Reproduce each line bearing the word "this".

--- Source data ---
----
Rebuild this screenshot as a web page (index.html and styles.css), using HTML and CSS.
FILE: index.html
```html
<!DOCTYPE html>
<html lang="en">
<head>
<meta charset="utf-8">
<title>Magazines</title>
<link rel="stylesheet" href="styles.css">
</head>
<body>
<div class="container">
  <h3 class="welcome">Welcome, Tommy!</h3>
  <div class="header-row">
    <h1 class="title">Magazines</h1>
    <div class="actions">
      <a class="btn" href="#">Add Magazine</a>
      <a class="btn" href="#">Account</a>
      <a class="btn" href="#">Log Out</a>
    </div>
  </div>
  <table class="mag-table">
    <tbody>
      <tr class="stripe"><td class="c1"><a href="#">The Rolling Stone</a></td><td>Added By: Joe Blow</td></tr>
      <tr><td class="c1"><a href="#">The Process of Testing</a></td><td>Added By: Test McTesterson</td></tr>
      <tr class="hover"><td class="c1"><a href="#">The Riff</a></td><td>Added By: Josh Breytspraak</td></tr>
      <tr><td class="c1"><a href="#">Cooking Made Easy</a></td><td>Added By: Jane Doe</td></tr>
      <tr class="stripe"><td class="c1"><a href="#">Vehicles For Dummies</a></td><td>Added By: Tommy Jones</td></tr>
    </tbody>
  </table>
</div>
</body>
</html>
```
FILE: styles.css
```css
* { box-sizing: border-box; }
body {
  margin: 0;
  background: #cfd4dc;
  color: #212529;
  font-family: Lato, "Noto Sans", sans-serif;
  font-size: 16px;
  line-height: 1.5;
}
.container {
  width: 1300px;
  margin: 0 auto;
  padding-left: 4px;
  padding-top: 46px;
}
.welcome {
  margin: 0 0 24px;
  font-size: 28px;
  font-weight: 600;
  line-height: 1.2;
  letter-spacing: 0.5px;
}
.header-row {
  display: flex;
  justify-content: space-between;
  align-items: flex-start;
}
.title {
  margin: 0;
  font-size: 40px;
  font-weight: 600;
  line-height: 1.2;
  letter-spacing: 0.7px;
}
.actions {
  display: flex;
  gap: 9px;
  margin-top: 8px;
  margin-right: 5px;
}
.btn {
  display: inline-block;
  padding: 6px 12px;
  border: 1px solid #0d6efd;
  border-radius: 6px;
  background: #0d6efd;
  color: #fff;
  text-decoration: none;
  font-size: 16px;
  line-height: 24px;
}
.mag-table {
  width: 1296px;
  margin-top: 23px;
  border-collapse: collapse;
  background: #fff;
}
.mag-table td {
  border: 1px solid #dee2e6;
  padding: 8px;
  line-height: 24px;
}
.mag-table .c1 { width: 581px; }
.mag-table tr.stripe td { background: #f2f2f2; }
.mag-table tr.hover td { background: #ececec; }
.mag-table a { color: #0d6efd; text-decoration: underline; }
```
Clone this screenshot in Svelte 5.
----
--- Task result ---
Rebuild this screenshot as a web page (index.html and styles.css), using HTML and CSS.
Clone this screenshot in Svelte 5.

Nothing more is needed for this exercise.